REQUIREMENTS -
Your task is to retype, word for word, the lines from the start of the data through the line holding "const colHeads = ['A', 'B', 'C', 'D', 'E'];". Do not include the pictures.

DATA SHOWN -
—————

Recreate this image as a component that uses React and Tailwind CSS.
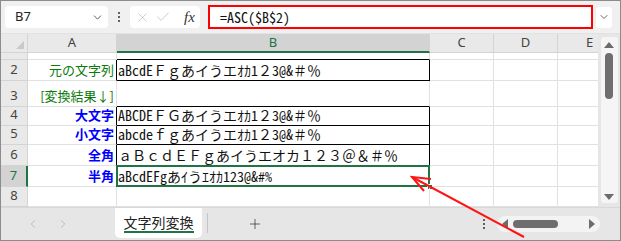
import React from 'react';
import { ChevronDown, X, Check, ChevronLeft, ChevronRight, Plus } from 'lucide-react';

const cellFont = "font-['Noto_Sans_Mono_CJK_JP','Noto_Sans_CJK_JP',monospace]";
const labelFont = "font-['Noto_Sans_CJK_JP',sans-serif]";
const uiFont = "font-['Noto_Sans','Noto_Sans_CJK_JP',sans-serif]";

const colHeads = ['A', 'B', 'C', 'D', 'E'];

const rows = [
  { n: '1', h: 'h-[7px]', topOfBox: true },
  { n: '2', a: '元の文字列', aCls: 'text-[#0b7a0b]', b: 'aBcdEＦｇあイうエｵｶ1２3@&＃％', boxed: true },
  { n: '3', a: '[変換結果↓]', aCls: 'text-[#0b7a0b]', topOfBox: true },
  { n: '4', a: '大文字', aCls: 'text-[#0000ff] font-bold', b: 'ABCDEＦＧあイうエｵｶ1２3@&＃％', boxed: true },
  { n: '5', a: '小文字', aCls: 'text-[#0000ff] font-bold', b: 'abcdeｆｇあイうエｵｶ1２3@&＃％', boxed: true },
  { n: '6', a: '全角', aCls: 'text-[#0000ff] font-bold', b: 'ａＢｃｄＥＦｇあイうエオカ１２３＠＆＃％', boxed: true },
  { n: '7', a: '半角', aCls: 'text-[#0000ff] font-bold', b: 'aBcdEFgあｲうｴｵｶ123@&#%', selected: true },
  { n: '8' },
];

function TopBar() {
  return (
    <div className="h-[33px] flex items-center bg-[#f0f0f0] border-b border-[#e2e2e2] pl-[4px] pr-[8px]">
      <div className={`w-[103px] h-[22px] bg-white rounded-[4px] flex items-center justify-between pl-[10px] pr-[4px] text-[13px] text-[#222] ${uiFont}`}>
        <span>B7</span>
        <ChevronDown size={13} strokeWidth={1.6} className="text-[#444]" />
      </div>
      <div className="w-[22px] flex flex-col items-center gap-[2px]">
        <span className="w-[2px] h-[2px] bg-[#333] rounded-full" />
        <span className="w-[2px] h-[2px] bg-[#333] rounded-full" />
        <span className="w-[2px] h-[2px] bg-[#333] rounded-full" />
      </div>
      <div className="w-[70px] h-[22px] bg-white rounded-[4px] flex items-center pl-[5px] gap-[5px]">
        <X size={15} strokeWidth={1.1} className="text-[#b8b8b8]" />
        <Check size={16} strokeWidth={1.1} className="text-[#b8b8b8]" />
        <span className="ml-[8px] text-[15px] italic text-[#333] font-['Liberation_Serif',serif] leading-none">fx</span>
      </div>
      <div className={`ml-[8px] w-[385px] h-[24px] bg-white border-2 border-[#ff0000] flex items-center pl-[10px] text-[14px] text-[#111] ${cellFont}`}>
        =ASC($B$2)
      </div>
      <div className="ml-[3px] w-[16px] h-[21px] bg-white rounded-[3px] flex items-center justify-center">
        <ChevronDown size={12} strokeWidth={1.6} className="text-[#444]" />
      </div>
    </div>
  );
}

function Grid() {
  return (
    <div className="w-[597px] overflow-hidden bg-white">
      <div className="grid w-max grid-cols-[27px_89px_313px_64px_64px_64px]">
        {/* header row */}
        <div className="h-[19px] bg-[#e9e9e9] border-r border-b border-[#d4d4d4] relative">
          <div className="absolute right-[3px] bottom-[3px] w-0 h-0 border-l-[8px] border-l-transparent border-b-[8px] border-b-[#c9c9c9]" />
        </div>
        {colHeads.map((c) => (
          <div
            key={c}
            className={`h-[19px] flex items-center justify-center text-[13px] ${uiFont} ${
              c === 'B'
                ? 'bg-[#d3d3d3] text-[#217346] border-b-2 border-[#217346] border-r border-r-[#d4d4d4]'
                : 'bg-[#e9e9e9] text-[#444] border-r border-b border-[#d4d4d4]'
            }`}
          >
            {c}
          </div>
        ))}

        {rows.map((r) => {
          const h = r.h || { '2': 'h-[21px]', '3': 'h-[26px]', '4': 'h-[19px]', '5': 'h-[19px]', '6': 'h-[21px]', '7': 'h-[21px]', '8': 'h-[20px]' }[r.n];
          return (
            <React.Fragment key={r.n}>
              <div
                className={`${h} overflow-hidden flex flex-col justify-end text-[13px] ${uiFont} border-b border-[#d4d4d4] ${
                  r.selected ? 'bg-[#d3d3d3] text-[#217346] border-r-2 border-r-[#217346]' : 'bg-[#e9e9e9] text-[#444] border-r'
                }`}
              >
                <div className="h-[20px] shrink-0 flex items-center justify-center">{r.n}</div>
              </div>
              <div
                className={`${h} overflow-hidden flex items-end justify-end pr-[2px] pb-[1px] whitespace-nowrap text-[13px] leading-[18px] ${labelFont} border-b border-[#e1e1e1] border-r ${
                  r.boxed ? 'border-r-black' : 'border-r-[#e1e1e1]'
                } ${r.aCls || ''}`}
              >
                {r.a}
              </div>
              <div
                className={`${h} relative flex items-end pl-[1px] pb-[1px] whitespace-nowrap text-[14px] leading-[18px] text-[#111] ${cellFont} border-r border-b ${
                  r.boxed ? 'border-black' : r.topOfBox ? 'border-r-[#e1e1e1] border-b-black' : 'border-[#e1e1e1]'
                }`}
              >
                {r.b}
                {r.selected && (
                  <>
                    <div className="absolute -left-[1px] -top-[1px] -right-[1px] -bottom-[1px] border-2 border-[#217346]" />
                    <div className="absolute -right-[4px] -bottom-[4px] w-[6px] h-[6px] bg-[#217346] border border-white" />
                  </>
                )}
              </div>
              <div className={`${h} border-r border-b border-[#e1e1e1]`} />
              <div className={`${h} border-r border-b border-[#e1e1e1]`} />
              <div className={`${h} border-r border-b border-[#e1e1e1]`} />
            </React.Fragment>
          );
        })}
      </div>
    </div>
  );
}

function VScroll() {
  return (
    <div className="w-[22px] bg-[#e6e6e6] flex justify-center pt-[3px]">
      <div className="w-[17px] h-[166px] bg-[#f5f5f5] rounded-[3px] flex flex-col items-center pt-[5px]">
        <div className="w-0 h-0 border-l-[5px] border-l-transparent border-r-[5px] border-r-transparent border-b-[6px] border-b-[#6b6b6b]" />
        <div className="mt-[5px] w-[8px] h-[46px] bg-[#6e6e6e] rounded-full" />
        <div className="mt-auto mb-[3px] w-0 h-0 border-l-[5px] border-l-transparent border-r-[5px] border-r-transparent border-t-[6px] border-t-[#6b6b6b]" />
      </div>
    </div>
  );
}

function TabBar() {
  return (
    <div className="h-[33px] bg-[#e6e6e6] border-t border-[#d8d8d8] flex items-start pr-[20px]">
      <div className="w-[114px] h-[31px] flex items-center pl-[25px] gap-[16px] text-[#b2b2b2]">
        <ChevronLeft size={14} strokeWidth={1.4} />
        <ChevronRight size={14} strokeWidth={1.4} />
      </div>
      <div className={`w-[87px] h-[30px] bg-white rounded-b-[5px] flex flex-col items-center justify-center text-[14px] text-[#222] ${labelFont}`}>
        <span className="leading-[18px] border-b-2 border-[#217346]">文字列変換</span>
      </div>
      <div className="ml-[5px] mt-[5px] w-px h-[20px] bg-[#c4c4c4]" />
      <div className="w-[94px] h-[31px] flex items-center justify-center text-[#333]">
        <Plus size={16} strokeWidth={1.1} />
      </div>
      <div className="flex-1" />
      <div className="h-[31px] flex flex-col justify-center items-center gap-[2px] w-[10px]">
        <span className="w-[2px] h-[2px] bg-[#333] rounded-full" />
        <span className="w-[2px] h-[2px] bg-[#333] rounded-full" />
        <span className="w-[2px] h-[2px] bg-[#333] rounded-full" />
      </div>
      <div className="ml-[8px] mt-[8px] w-[103px] h-[16px] bg-[#f3f3f3] rounded-full flex items-center px-[5px]">
        <div className="w-0 h-0 border-t-[5px] border-t-transparent border-b-[5px] border-b-transparent border-r-[6px] border-r-[#6b6b6b]" />
        <div className="ml-[5px] w-[45px] h-[8px] bg-[#6e6e6e] rounded-full" />
        <div className="ml-auto w-0 h-0 border-t-[5px] border-t-transparent border-b-[5px] border-b-transparent border-l-[6px] border-l-[#6b6b6b]" />
      </div>
    </div>
  );
}

export default function App() {
  return (
    <div className="relative w-[621px] h-[241px] overflow-hidden bg-[#e6e6e6] border border-[#8c8c8c]">
      <TopBar />
      <div className="flex">
        <Grid />
        <VScroll />
      </div>
      <TabBar />
      {/* red annotation arrow */}
      <svg className="absolute left-0 top-0 pointer-events-none" width="621" height="241" viewBox="0 0 621 241">
        <line x1="523" y1="236" x2="411" y2="176" stroke="#ff1414" strokeWidth="2" />
        <polyline points="430,178 411,176 423,190" fill="none" stroke="#ff1414" strokeWidth="2" />
      </svg>
    </div>
  );
}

—————

TASK SOLUTION -
Recreate this image as a component that uses React and Tailwind CSS.
import React from 'react';
import { ChevronDown, X, Check, ChevronLeft, ChevronRight, Plus } from 'lucide-react';

const cellFont = "font-['Noto_Sans_Mono_CJK_JP','Noto_Sans_CJK_JP',monospace]";
const labelFont = "font-['Noto_Sans_CJK_JP',sans-serif]";
const uiFont = "font-['Noto_Sans','Noto_Sans_CJK_JP',sans-serif]";

const colHeads = ['A', 'B', 'C', 'D', 'E'];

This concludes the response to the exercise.